Não apenas o presidente Ronald Reagan impôs seu veto a uma lei destinada a bloquear o comércio americano com o Iraque, mas Washington enviou um telex a suas diversas embaixadas no mundo, pedindo-lhes para afirmar que os curdos de Halabja haviam sido mortos com gás pelos… iranianos.
A França também ''esqueceu'' de condenar Hussein por este crime. No dia seguinte ao drama, o governo de Michel Rocard publicava um comunicado denunciando os ataques químicos ''venham de onde vierem'', mas sem citar o presidente iraquiano. Ministro das relações exteriores na época, Roland Dumas explica por quê: ''É verdade que o Ocidente fechava um pouquinho os olhos, porque o Iraque era um país que nós julgávamos necessário para o equilíbrio da região''.
Já Jean-Pierre Chevènement, ministro da defesa na época, declarou: ''Se quisermos julgar o caso de Halabja no seu conjunto, é preciso remeter-se à importância decisiva daquela região no fornecimento mundial de petróleo: quem tem essa região tem o equilíbrio financeiro do planeta. Então, nunca se tem a escolha entre o bem e o mal: tem-se a escolha entre o que é horrível e o que é horrendo''. Além de suas necessidades de petróleo, a França era também o primeiro fornecedor militar do Iraque.
Em Paris, o homem que comandava a Direção Geral da Segurança Externa (DGSE) em 1981, Pierre Marion, preocupava-se com o apoio militar da França de François Mitterrand a Saddam Hussein.
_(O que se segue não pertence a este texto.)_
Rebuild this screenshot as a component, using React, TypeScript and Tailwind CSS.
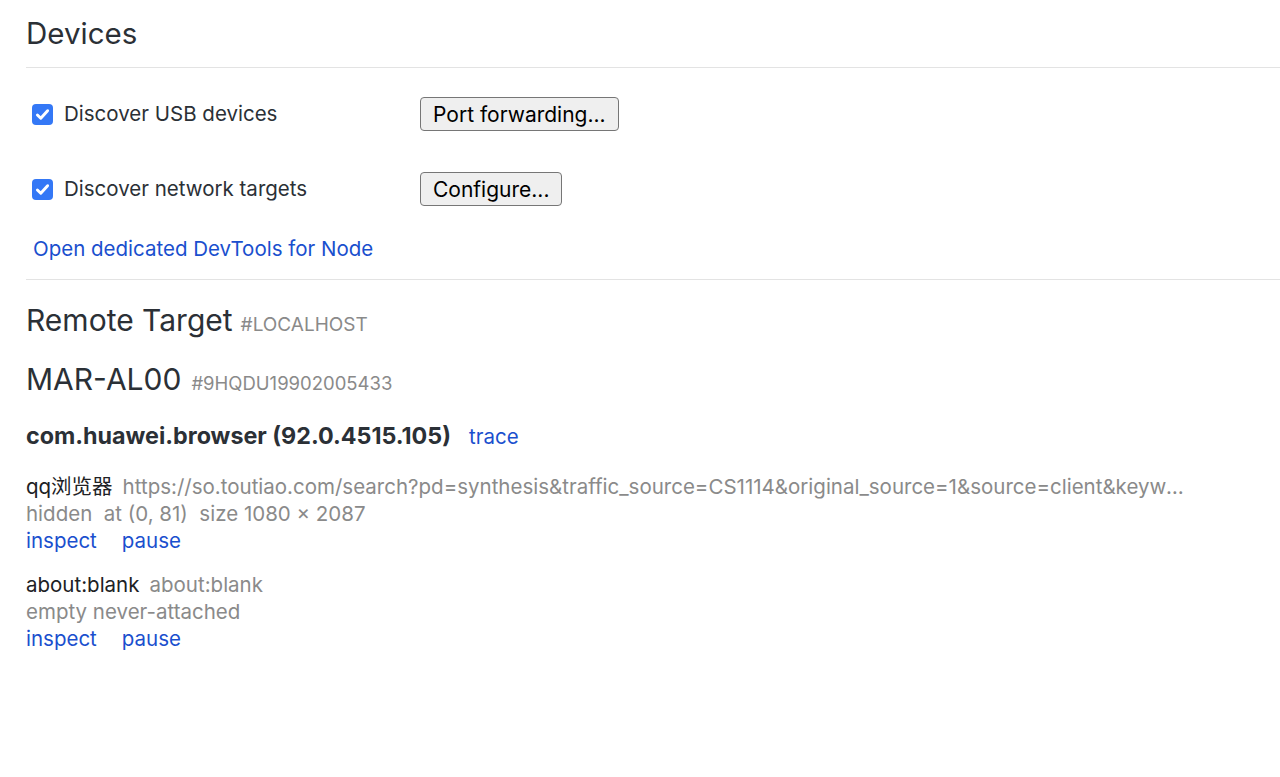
const font = { fontFamily: 'Inter, "Noto Sans CJK SC", sans-serif' };

function Checkbox() {
  return (
    <span className="flex h-[21px] w-[21px] items-center justify-center rounded-[4px] bg-[#3478f6]">
      <svg viewBox="0 0 20 20" className="h-[17px] w-[17px]" fill="none">
        <path d="M4 10.5l4 4 8-9" stroke="white" strokeWidth={3.4} strokeLinecap="round" strokeLinejoin="round" />
      </svg>
    </span>
  );
}

function Button({ label }: { label: string }) {
  return (
    <button className="h-[34px] rounded-[4px] border border-[#767676] bg-[#efefef] px-[12px] text-[21px] text-black leading-none">
      {label}
    </button>
  );
}

function Target({ name, url, status, truncate }: { name: string; url: string; status: string; truncate?: boolean }) {
  return (
    <div className="text-[20.5px] leading-[27px]">
      <div className="flex gap-[10px] whitespace-nowrap">
        <span className="text-[#202124]">{name}</span>
        <span className={`text-[#8a8a8a] ${truncate ? 'w-[1068px] overflow-hidden text-ellipsis' : ''}`}>{url}</span>
      </div>
      <div className="text-[#8a8a8a] whitespace-pre">{status}</div>
      <div className="flex gap-[25px] text-[#1a4fce]">
        <span>inspect</span>
        <span>pause</span>
      </div>
    </div>
  );
}

export default function App() {
  return (
    <div className="min-h-[777px] bg-white pl-[26px] text-[#202124]" style={font}>
      <h1 className="pt-[13px] pb-[14px] text-[29.5px] leading-[40px] text-[#2b3036]">Devices</h1>
      <div className="h-px bg-[#e3e3e3]" />

      <div className="pl-[6px]">
        <div className="mt-[29px] flex items-center h-[34px]">
          <div className="flex w-[388px] items-center gap-[11px]">
            <Checkbox />
            <span className="text-[20.5px] text-[#2b3036]">Discover USB devices</span>
          </div>
          <Button label="Port forwarding..." />
        </div>
        <div className="mt-[41px] flex items-center h-[34px]">
          <div className="flex w-[388px] items-center gap-[11px]">
            <Checkbox />
            <span className="text-[20.5px] text-[#2b3036]">Discover network targets</span>
          </div>
          <Button label="Configure..." />
        </div>
        <div className="mt-[27px] pl-px text-[20.5px] leading-[32px] text-[#1a4fce]">Open dedicated DevTools for Node</div>
      </div>

      <div className="mt-[14px] h-px bg-[#e3e3e3]" />

      <div className="mt-[20px] flex items-baseline gap-[8px]">
        <span className="text-[30px] leading-[40px] text-[#2b3036]">Remote Target</span>
        <span className="text-[19px] text-[#8a8a8a]">#LOCALHOST</span>
      </div>

      <div className="mt-[19px] flex items-baseline gap-[10px]">
        <span className="text-[30px] leading-[40px] text-[#2b3036]">MAR-AL00</span>
        <span className="text-[18.5px] text-[#8a8a8a]">#9HQDU19902005433</span>
      </div>

      <div className="mt-[21px] flex items-baseline gap-[18px]">
        <span className="text-[23.3px] font-bold leading-[32px] text-[#2b3036]">com.huawei.browser (92.0.4515.105)</span>
        <span className="text-[20.5px] text-[#1a4fce]">trace</span>
      </div>

      <div className="mt-[20px]">
        <Target
          name="qq浏览器"
          url="https://so.toutiao.com/search?pd=synthesis&traffic_source=CS1114&original_source=1&source=client&keyword=%E4%BB%8A%E6%97%A5%E5%A4%B4%E6%9D%A1"
          status={'hidden  at (0, 81)  size 1080 × 2087'}
          truncate
        />
      </div>
      <div className="mt-[17px]">
        <Target name="about:blank" url="about:blank" status="empty never-attached" />
      </div>
    </div>
  );
}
Ele afirma hoje que esse apoio era alimentado pelos comerciantes de armas, que tinham todo interesse em manter a guerra Irã-Iraque. ''Dassault'', diz Marion, ''foi o comerciante de armas que mais lucrou com esta guerra e que mais a impulsionou.
Ele tinha meios de pressão extremamente enérgicos e potentes sobre todos os dirigentes franceses''. Em 1992, uma pequena associação européia, Juristas contra a Razão do Estado, acionou na justiça os vendedores de armas franceses Dassault, Thomson e Aérospatiale. Os tribunais parisienses chegaram então à conclusão que vendendo armas a um país que as utilizava para bombardear civis, essas companhias francesas se expunham ao risco de um dia, ter de prestar contas à justiça.